* _Instruction_
Collect from the data below each line with "this".

(Code that builds pages)
┌──
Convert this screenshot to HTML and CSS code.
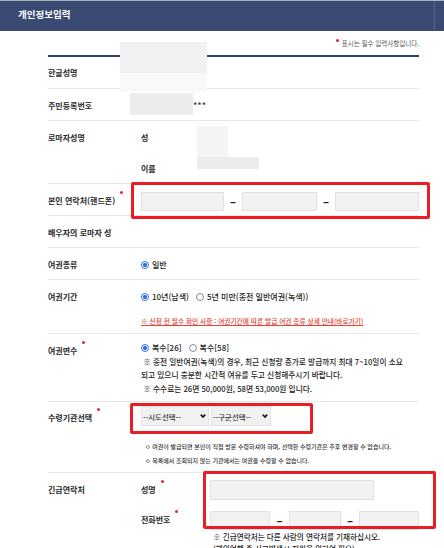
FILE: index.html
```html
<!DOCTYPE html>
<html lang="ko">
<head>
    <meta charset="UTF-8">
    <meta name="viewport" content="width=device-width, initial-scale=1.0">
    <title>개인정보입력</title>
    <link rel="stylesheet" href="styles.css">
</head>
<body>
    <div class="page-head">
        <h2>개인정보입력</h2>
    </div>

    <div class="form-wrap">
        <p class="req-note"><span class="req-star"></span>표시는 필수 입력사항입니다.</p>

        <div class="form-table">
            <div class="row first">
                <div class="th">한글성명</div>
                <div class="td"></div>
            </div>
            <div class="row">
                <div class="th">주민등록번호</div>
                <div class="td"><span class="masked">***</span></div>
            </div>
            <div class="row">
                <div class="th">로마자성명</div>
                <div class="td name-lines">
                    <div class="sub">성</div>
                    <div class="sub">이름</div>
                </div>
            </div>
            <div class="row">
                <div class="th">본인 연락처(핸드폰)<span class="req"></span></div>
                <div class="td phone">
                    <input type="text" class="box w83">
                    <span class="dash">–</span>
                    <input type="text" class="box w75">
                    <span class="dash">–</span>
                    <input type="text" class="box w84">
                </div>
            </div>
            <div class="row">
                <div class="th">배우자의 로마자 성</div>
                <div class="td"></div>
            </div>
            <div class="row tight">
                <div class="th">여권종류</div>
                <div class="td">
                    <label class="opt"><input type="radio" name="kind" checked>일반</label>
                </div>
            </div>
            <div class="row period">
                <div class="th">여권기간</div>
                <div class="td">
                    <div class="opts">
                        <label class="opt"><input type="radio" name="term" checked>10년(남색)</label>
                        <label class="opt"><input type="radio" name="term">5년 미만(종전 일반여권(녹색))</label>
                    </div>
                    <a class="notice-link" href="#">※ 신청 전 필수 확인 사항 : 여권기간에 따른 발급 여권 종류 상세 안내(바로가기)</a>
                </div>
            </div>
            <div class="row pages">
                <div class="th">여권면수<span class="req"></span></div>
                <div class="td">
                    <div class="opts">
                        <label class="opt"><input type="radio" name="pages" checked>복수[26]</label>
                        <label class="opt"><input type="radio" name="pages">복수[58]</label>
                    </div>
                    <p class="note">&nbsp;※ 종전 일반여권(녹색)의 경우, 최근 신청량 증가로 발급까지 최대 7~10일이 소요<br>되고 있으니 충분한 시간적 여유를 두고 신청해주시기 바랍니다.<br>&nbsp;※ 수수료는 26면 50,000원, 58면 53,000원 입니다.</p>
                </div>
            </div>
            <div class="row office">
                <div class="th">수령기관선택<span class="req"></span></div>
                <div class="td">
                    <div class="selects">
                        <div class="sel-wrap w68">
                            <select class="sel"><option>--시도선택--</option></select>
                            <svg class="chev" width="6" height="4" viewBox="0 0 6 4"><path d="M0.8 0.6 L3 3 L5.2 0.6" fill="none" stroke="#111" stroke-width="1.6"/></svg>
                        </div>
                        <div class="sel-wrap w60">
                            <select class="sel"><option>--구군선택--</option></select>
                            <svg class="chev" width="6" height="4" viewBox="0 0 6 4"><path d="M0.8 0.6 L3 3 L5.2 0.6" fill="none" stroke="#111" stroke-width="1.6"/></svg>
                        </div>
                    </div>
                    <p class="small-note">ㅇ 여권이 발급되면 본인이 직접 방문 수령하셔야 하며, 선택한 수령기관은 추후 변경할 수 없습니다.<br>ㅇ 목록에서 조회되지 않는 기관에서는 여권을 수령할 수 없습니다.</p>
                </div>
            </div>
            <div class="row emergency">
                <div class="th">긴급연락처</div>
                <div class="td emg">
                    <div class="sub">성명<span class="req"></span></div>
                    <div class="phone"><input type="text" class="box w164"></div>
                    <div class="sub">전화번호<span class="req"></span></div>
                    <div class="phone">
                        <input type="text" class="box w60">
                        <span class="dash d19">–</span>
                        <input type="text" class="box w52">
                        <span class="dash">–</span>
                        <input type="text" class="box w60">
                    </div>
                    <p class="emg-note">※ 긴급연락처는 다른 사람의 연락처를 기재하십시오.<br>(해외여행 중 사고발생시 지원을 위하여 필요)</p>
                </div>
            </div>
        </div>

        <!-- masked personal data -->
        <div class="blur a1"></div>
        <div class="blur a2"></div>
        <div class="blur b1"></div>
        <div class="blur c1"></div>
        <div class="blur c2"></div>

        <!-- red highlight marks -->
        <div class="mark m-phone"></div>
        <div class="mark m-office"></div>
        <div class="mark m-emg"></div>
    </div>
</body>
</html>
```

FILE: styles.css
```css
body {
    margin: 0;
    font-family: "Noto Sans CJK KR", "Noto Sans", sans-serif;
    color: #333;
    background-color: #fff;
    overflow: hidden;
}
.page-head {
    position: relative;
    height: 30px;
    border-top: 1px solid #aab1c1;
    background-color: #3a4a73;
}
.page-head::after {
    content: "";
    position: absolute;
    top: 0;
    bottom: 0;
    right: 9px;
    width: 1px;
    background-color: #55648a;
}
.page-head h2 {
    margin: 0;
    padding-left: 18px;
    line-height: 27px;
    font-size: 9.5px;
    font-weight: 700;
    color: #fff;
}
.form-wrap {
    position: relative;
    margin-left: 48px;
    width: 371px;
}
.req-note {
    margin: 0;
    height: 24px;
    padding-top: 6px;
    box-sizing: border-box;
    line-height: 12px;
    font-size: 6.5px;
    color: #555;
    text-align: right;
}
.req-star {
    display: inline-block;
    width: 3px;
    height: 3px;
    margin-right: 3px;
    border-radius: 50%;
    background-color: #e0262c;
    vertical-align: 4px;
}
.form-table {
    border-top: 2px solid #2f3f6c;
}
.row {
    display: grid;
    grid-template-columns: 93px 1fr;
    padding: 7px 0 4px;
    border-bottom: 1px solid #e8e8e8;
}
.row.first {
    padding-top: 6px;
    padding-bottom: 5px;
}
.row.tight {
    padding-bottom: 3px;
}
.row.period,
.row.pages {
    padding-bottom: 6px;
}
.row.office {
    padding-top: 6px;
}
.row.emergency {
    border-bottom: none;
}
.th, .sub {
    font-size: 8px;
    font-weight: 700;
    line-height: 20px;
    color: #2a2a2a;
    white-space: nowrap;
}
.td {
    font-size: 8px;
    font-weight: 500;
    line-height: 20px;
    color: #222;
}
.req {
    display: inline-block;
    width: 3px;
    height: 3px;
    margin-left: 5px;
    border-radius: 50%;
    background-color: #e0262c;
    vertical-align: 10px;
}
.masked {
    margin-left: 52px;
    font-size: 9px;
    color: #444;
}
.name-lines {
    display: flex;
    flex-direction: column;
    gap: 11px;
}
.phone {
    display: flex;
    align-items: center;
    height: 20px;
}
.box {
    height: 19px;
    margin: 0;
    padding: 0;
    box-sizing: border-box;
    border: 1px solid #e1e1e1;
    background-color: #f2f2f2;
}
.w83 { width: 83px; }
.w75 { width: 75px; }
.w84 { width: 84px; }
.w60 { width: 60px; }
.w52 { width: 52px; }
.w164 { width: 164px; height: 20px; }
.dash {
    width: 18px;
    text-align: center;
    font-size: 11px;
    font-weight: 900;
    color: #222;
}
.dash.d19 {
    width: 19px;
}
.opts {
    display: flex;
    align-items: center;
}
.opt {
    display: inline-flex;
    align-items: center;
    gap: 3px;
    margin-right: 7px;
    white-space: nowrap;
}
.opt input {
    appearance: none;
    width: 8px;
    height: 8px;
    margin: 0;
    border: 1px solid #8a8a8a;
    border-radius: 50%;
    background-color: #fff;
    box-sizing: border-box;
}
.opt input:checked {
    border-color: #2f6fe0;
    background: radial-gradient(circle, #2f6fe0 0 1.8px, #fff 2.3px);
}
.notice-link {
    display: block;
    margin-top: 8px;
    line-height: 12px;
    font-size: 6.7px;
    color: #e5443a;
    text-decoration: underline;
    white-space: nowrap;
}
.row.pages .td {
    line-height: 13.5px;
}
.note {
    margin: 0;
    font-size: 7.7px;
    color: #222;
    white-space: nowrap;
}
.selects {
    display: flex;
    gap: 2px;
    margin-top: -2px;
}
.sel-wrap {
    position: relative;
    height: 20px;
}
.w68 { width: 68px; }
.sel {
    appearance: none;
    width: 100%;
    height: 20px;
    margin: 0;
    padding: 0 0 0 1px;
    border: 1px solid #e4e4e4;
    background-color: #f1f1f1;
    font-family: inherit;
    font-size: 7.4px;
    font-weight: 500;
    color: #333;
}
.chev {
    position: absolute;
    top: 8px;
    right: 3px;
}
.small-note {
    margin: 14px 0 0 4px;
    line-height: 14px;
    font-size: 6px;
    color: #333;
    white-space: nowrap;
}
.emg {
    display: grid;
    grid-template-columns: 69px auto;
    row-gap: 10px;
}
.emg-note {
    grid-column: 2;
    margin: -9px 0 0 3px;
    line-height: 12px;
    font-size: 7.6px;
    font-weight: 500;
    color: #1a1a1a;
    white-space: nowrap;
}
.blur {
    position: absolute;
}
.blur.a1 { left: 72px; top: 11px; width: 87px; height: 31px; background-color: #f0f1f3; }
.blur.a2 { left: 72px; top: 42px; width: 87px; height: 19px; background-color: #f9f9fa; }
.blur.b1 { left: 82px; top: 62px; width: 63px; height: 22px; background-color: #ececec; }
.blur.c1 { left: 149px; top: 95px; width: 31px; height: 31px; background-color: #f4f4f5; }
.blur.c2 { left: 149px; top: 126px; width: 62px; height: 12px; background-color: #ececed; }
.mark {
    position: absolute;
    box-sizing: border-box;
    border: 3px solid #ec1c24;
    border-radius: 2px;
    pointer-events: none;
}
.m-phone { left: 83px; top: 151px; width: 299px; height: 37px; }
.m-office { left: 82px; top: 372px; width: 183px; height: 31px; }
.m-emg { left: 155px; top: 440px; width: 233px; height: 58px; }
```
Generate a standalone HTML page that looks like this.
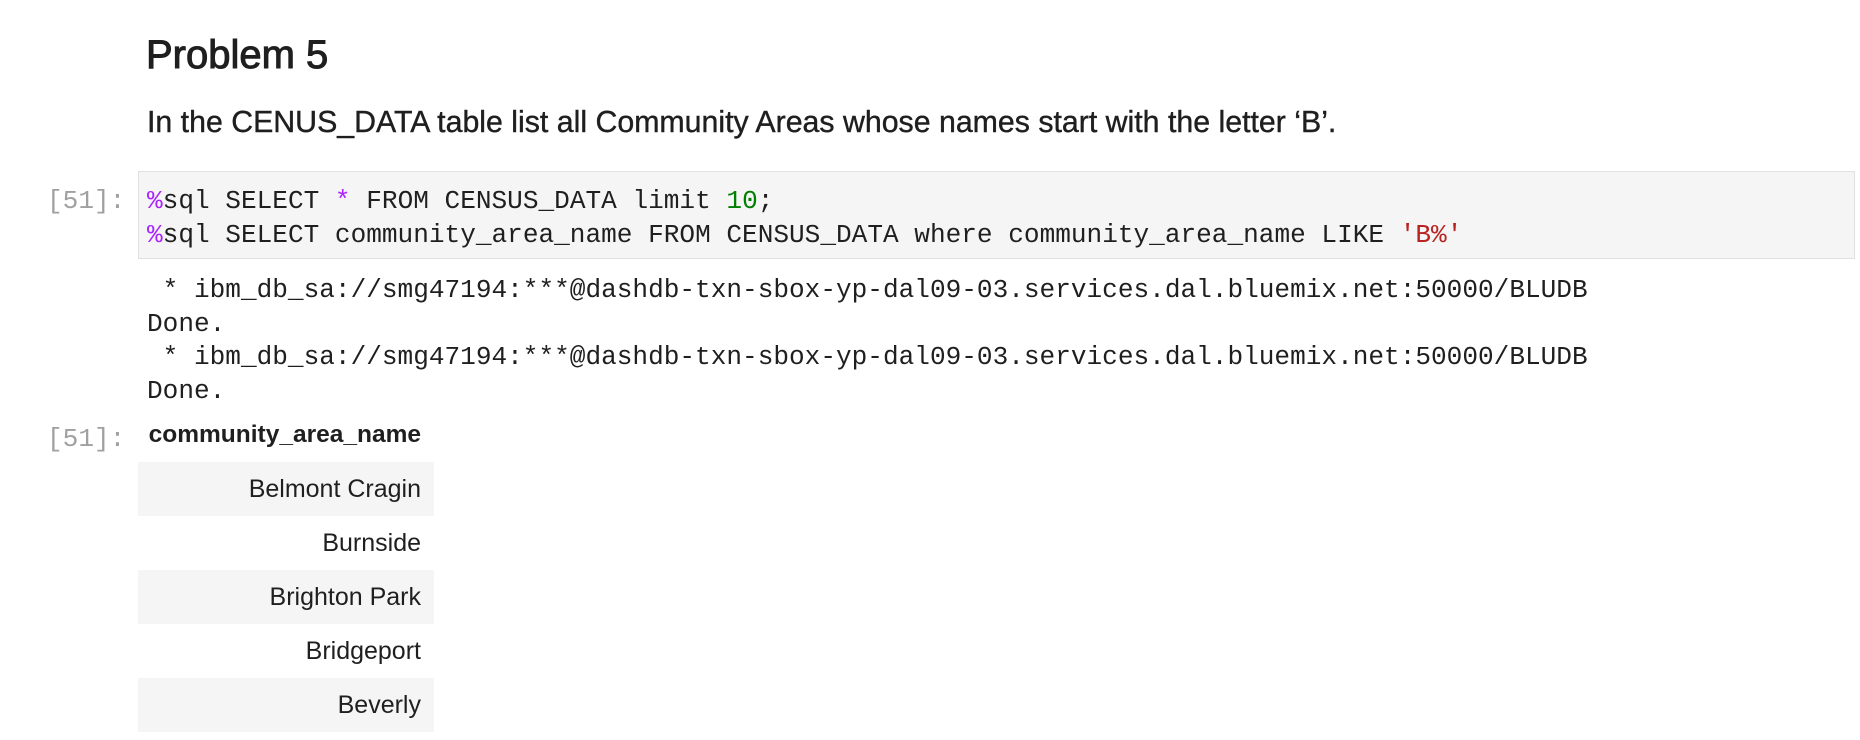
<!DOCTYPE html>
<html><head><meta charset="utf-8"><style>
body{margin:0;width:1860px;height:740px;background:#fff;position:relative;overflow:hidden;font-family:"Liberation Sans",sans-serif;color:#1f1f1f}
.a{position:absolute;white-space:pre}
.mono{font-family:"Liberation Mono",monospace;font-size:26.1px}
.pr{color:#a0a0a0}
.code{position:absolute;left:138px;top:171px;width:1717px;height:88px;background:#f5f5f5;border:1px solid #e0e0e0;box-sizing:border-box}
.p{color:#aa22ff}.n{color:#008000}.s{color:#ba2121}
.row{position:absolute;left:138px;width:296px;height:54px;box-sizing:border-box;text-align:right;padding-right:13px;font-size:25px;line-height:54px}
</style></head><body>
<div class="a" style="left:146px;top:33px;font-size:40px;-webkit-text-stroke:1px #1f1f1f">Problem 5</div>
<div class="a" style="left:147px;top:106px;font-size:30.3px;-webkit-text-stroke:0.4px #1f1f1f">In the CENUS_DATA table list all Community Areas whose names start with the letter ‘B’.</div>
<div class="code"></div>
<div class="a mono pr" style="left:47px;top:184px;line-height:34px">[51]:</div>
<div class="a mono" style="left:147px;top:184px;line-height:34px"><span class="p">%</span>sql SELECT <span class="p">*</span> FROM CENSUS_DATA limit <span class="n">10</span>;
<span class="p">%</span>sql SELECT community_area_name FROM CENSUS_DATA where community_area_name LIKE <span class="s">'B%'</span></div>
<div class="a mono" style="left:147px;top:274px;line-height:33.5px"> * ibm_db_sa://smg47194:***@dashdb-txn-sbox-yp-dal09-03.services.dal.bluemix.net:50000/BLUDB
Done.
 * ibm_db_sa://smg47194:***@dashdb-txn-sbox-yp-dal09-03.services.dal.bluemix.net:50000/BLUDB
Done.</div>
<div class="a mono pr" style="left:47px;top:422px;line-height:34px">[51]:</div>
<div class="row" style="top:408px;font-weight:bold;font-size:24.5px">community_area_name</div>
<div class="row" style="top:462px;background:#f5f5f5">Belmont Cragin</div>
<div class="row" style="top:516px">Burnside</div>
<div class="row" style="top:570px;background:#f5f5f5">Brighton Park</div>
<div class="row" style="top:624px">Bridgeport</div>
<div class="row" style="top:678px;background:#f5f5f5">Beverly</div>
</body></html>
└──
* _Problem solution_
Convert this screenshot to HTML and CSS code.
Generate a standalone HTML page that looks like this.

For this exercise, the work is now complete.